Congress will get to have its say on whether it thinks President Obama should conduct limited military air strikes against Syria, and that is a good thing. However, the president lost the effectiveness of those strikes when he failed to take action sooner. Members of his national security staff were convinced it was the right thing to do, but he failed to heed their advice.
Indecision is a hallmark failure for leaders at any level, and Obama will be the loser on this issue, regardless of what Congress decides. And it’s extremely fitting that a usually divided and unyielding Congress is now on a hot seat, facing a decision it cannot avoid.
Especially troubling for members of Congress are the polls showing most Americans oppose Syrian air strikes. The opposition in four polls ranges from a high of 59 percent to a low of 41 percent. Those favoring military action range from a high of 42 percent to a low of 25 percent. The undecided numbers range from 5 to 34 percent.
Although the use of chemical weapons in Syria is an extremely serious issue, it is somewhat comical to finally see liberal Democrats and conservative Republicans in the same boat on both sides of the Syrian question. It’s a rare sight in Washington, D.C., these days.
I have especially enjoyed seeing far-left members of Congress like U.S. Rep. Nancy Pelosi of California and columnists like Eugene Robinson abandon their liberal views in order to support questionable military action by their Democratic president. However, there are also some of their liberal colleagues on the other side. A number of conservative Republicans oppose any military action, and some of them have been accused of fighting anything Obama wants to do.
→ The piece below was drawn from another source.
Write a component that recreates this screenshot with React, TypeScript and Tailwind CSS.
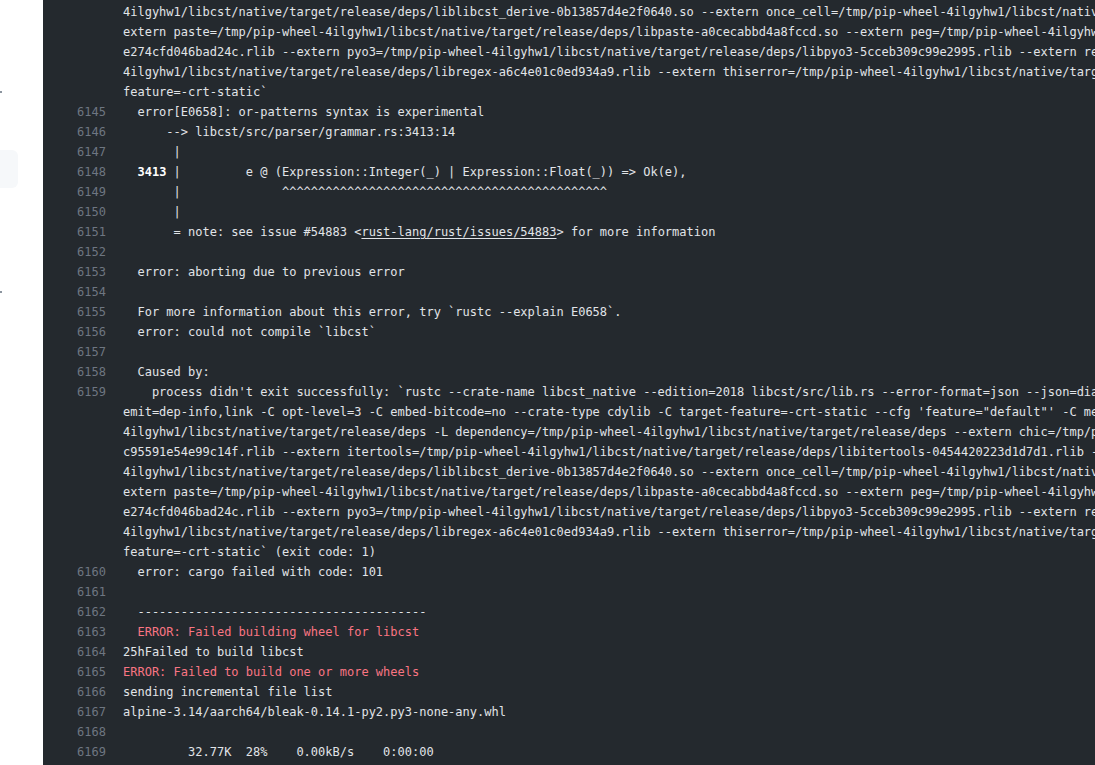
const lines: { n?: number; text?: string; kind?: "red" | "note" | "bold3413" }[] = [
  { text: "4ilgyhw1/libcst/native/target/release/deps/liblibcst_derive-0b13857d4e2f0640.so --extern once_cell=/tmp/pip-wheel-4ilgyhw1/libcst/native/target/release/deps/libonce_cell" },
  { text: "extern paste=/tmp/pip-wheel-4ilgyhw1/libcst/native/target/release/deps/libpaste-a0cecabbd4a8fccd.so --extern peg=/tmp/pip-wheel-4ilgyhw1/libcst/native/target" },
  { text: "e274cfd046bad24c.rlib --extern pyo3=/tmp/pip-wheel-4ilgyhw1/libcst/native/target/release/deps/libpyo3-5cceb309c99e2995.rlib --extern regex=/tmp/pip-wheel" },
  { text: "4ilgyhw1/libcst/native/target/release/deps/libregex-a6c4e01c0ed934a9.rlib --extern thiserror=/tmp/pip-wheel-4ilgyhw1/libcst/native/target/release/deps" },
  { text: "feature=-crt-static`" },
  { n: 6145, text: "  error[E0658]: or-patterns syntax is experimental" },
  { n: 6146, text: "      --> libcst/src/parser/grammar.rs:3413:14" },
  { n: 6147, text: "       |" },
  { n: 6148, kind: "bold3413" },
  { n: 6149, text: "       |              " + "^".repeat(45) },
  { n: 6150, text: "       |" },
  { n: 6151, kind: "note" },
  { n: 6152, text: "" },
  { n: 6153, text: "  error: aborting due to previous error" },
  { n: 6154, text: "" },
  { n: 6155, text: "  For more information about this error, try `rustc --explain E0658`." },
  { n: 6156, text: "  error: could not compile `libcst`" },
  { n: 6157, text: "" },
  { n: 6158, text: "  Caused by:" },
  { n: 6159, text: "    process didn't exit successfully: `rustc --crate-name libcst_native --edition=2018 libcst/src/lib.rs --error-format=json --json=diagnostic-rendered-ansi" },
  { text: "emit=dep-info,link -C opt-level=3 -C embed-bitcode=no --crate-type cdylib -C target-feature=-crt-static --cfg 'feature=\"default\"' -C metadata=7a1c" },
  { text: "4ilgyhw1/libcst/native/target/release/deps -L dependency=/tmp/pip-wheel-4ilgyhw1/libcst/native/target/release/deps --extern chic=/tmp/pip-wheel" },
  { text: "c95591e54e99c14f.rlib --extern itertools=/tmp/pip-wheel-4ilgyhw1/libcst/native/target/release/deps/libitertools-0454420223d1d7d1.rlib --extern" },
  { text: "4ilgyhw1/libcst/native/target/release/deps/liblibcst_derive-0b13857d4e2f0640.so --extern once_cell=/tmp/pip-wheel-4ilgyhw1/libcst/native/target/release/deps/libonce_cell" },
  { text: "extern paste=/tmp/pip-wheel-4ilgyhw1/libcst/native/target/release/deps/libpaste-a0cecabbd4a8fccd.so --extern peg=/tmp/pip-wheel-4ilgyhw1/libcst/native/target" },
  { text: "e274cfd046bad24c.rlib --extern pyo3=/tmp/pip-wheel-4ilgyhw1/libcst/native/target/release/deps/libpyo3-5cceb309c99e2995.rlib --extern regex=/tmp/pip-wheel" },
  { text: "4ilgyhw1/libcst/native/target/release/deps/libregex-a6c4e01c0ed934a9.rlib --extern thiserror=/tmp/pip-wheel-4ilgyhw1/libcst/native/target/release/deps" },
  { text: "feature=-crt-static` (exit code: 1)" },
  { n: 6160, text: "  error: cargo failed with code: 101" },
  { n: 6161, text: "" },
  { n: 6162, text: "  " + "-".repeat(40) },
  { n: 6163, text: "  ERROR: Failed building wheel for libcst", kind: "red" },
  { n: 6164, text: "25hFailed to build libcst" },
  { n: 6165, text: "ERROR: Failed to build one or more wheels", kind: "red" },
  { n: 6166, text: "sending incremental file list" },
  { n: 6167, text: "alpine-3.14/aarch64/bleak-0.14.1-py2.py3-none-any.whl" },
  { n: 6168, text: "" },
  { n: 6169, text: "         32.77K  28%    0.00kB/s    0:00:00" },
];

function LineBody({ line }: { line: (typeof lines)[number] }) {
  if (line.kind === "bold3413") {
    return (
      <>
        {"  "}
        <span className="font-semibold text-white">3413</span>
        {" |         e @ (Expression::Integer(_) | Expression::Float(_)) => Ok(e),"}
      </>
    );
  }
  if (line.kind === "note") {
    return (
      <>
        {"       = note: see issue #54883 <"}
        <span className="underline underline-offset-2">rust-lang/rust/issues/54883</span>
        {"> for more information"}
      </>
    );
  }
  return <>{line.text}</>;
}

export default function App() {
  return (
    <div className="flex h-[765px] w-[1095px] overflow-hidden bg-white">
      <aside className="flex w-[43px] shrink-0 flex-col bg-white">
        <div className="mt-[91px] h-[2px] w-[2px] bg-[#8c959f]" />
        <div className="mt-[57px] h-[38px] w-[18px] rounded-r-md bg-[#f6f8fa]" />
        <div className="mt-[103px] h-[2px] w-[2px] bg-[#8c959f]" />
      </aside>
      <main className="min-w-0 flex-1 overflow-hidden bg-[#24292e] pt-[2px] font-['DejaVu_Sans_Mono',monospace] text-[12px] leading-[20px] text-[#e1e4e8]">
        {lines.map((line, i) => (
          <div key={i} className="flex h-5 whitespace-pre">
            <span className="w-[63px] shrink-0 text-right text-[#6e7681]">{line.n ?? ""}</span>
            <span className={"pl-[17px] " + (line.kind === "red" ? "text-[#f97583]" : "")}>
              <LineBody line={line} />
            </span>
          </div>
        ))}
      </main>
    </div>
  );
}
The Associated Press reported Friday that at least six of 37 freshmen Republicans in the House have said they would vote against giving Obama the authority to use military force against Syria, two have announced their support and the rest are undecided. An AP survey found 36 senators in support of air strikes, 29 against and 35 undecided.
U.S. Sen. David Vitter, R-La., and U.S. Rep. John Fleming, R-Minden, oppose air strikes. Vitter said events in Syria don’t pose a threat to the United States or its allies and U.S. action could spark a broader war. Fleming talked about the uncertainty and volatility of the situation in Syria.
They are the only two of Louisiana’s six Republicans in Congress who have taken a strong stand against military action. Four GOP members said they are still weighing the pros and cons. Reps. Rodney Alexander, R-Quitman, and Charles Boustany, R-Lafayette, told The Advocate they are leaning towards voting against military action. Alexander is leaving Congress to become Louisiana Gov. Bobby Jindal’s veterans affairs secretary. Boustany represents this corner of the state.
Reps. Steve Scalise, R-Metairie, and Bill Cassidy, R-Baton Rouge, think going to Congress is a good idea, but didn’t say how they would vote. Sen Mary Landrieu and Rep. Cedric Richmond, the two Democrats, also think Congress should be involved in the decision, but said they haven’t committed to support Obama’s actions.
It is easy to understand why many members of Congress are undecided. Rep. Jackie Walorski, R-Ind., got to the heart of the issue in an AP report.
“I haven’t heard a word about how the targeted, limited strikes protect America’s national security,” Walorski said. “How does it fit into a long-term plan for the Middle East? What is the endgame? Giving (Syrian President Bashar) Assad two weeks to move all his weaponry around while we sit here and do whatever the president’s doing? I’ve got a lot of questions; my district has got a lot of questions.”
Supporters of military action also make convincing arguments. Two of them are Republican Reps. Luke Messer of Indiana and Tom Cotton of Arkansas, an Iraq and Afghanistan war veteran who is running against Sen. Mark Pryor, D-Ark.
“America doesn’t like to watch bullies stand by and do evil things to their people,” Messer told members of Obama’s national security team. “But the American people inherentlly understand, intuitively understand, that there are high risks to action here too. And if I were to make a suggestion, I think we’ve got a lot of work to do to help the American people understand why the risks of action are less than the risk of inaction.”
Congress can’t avoid getting involved now, but some members are skeptical. National Journal, a Washington, D.C., political news magazine, said they believe Obama asked them for support so they would share the blame if the exercise backfires.
“Perhaps the most unenviable job in the world these days is to be a member of the Congress wrestling with what to do about the crisis in Syria…,” National Journal said.
Maybe so, but isn’t it time they earned their keep? Six recent national polls show the job approval rating of Congress ranges from a low of 11 percent to 21 percent. Its disapproval rating ranges from a high of 83 percent to a low of 69 percent. Doing something — anything — has to improve those numbers.
Unfortunately, Obama’s reckless decision to draw that red line and then his procrastination after it was crossed makes it unlikely that much good would come from a military strike this late in the game.